Her İnsanın Kaderi Kendi Çabasına Göre Şekillenir! (351)

 

Yüce Allah kâinatı son derece hassas ayarlarla yaratmış, oraya bir düzen/denge/ölçü koymuş ve insanları imtihan edeceğini bildirmiştir. Bu imtihan devam ederken insanların kişisel tercihlerine, yaptıklarına, söylediklerine, büyük konuşmalarına, dualarına, aldığı beddualara, tövbe ve istiğfarlarına, ibadetlerine vs. bakarak kaderlerini şekillendireceğini de haber vermiştir. Âyetleri birlikte okuyalım.

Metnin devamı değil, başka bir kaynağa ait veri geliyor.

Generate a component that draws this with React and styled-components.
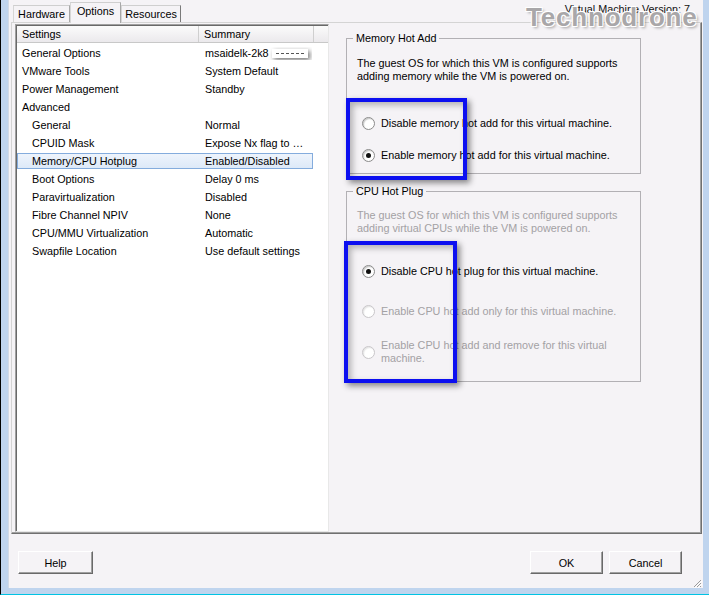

“Biz her insanın kaderini boynuna dolamışızdır (kendi çabasına bağlamışızdır);  öyle ki, kıyamet günü onun önüne her şeyi açık açık kaydedilmiş bulacağı bir sicil (amel defteri) çıkaracağız. [Ve o Gün ona:] “(Şimdi) oku sicilini! (seyret yaptıklarını!)” [denecek,] “(çünkü) bugün kendi hesabını kendin çıkaracak durumdasın! Her kim ki doğru yolu izlemeyi seçerse, bunu kendi iyiliği için yapmış olacaktır. Ve her kim ki yoldan saparsa, bu kendi kötülüğüne olacaktır; kimse kimsenin yükünü taşıyacak değildir. Ayrıca, Biz, [kendilerine] bir elçi (uyarıcı) göndermeden [yaptığı haksızlıklardan ötürü hiçbir topluma] azap etmeyiz.”[1]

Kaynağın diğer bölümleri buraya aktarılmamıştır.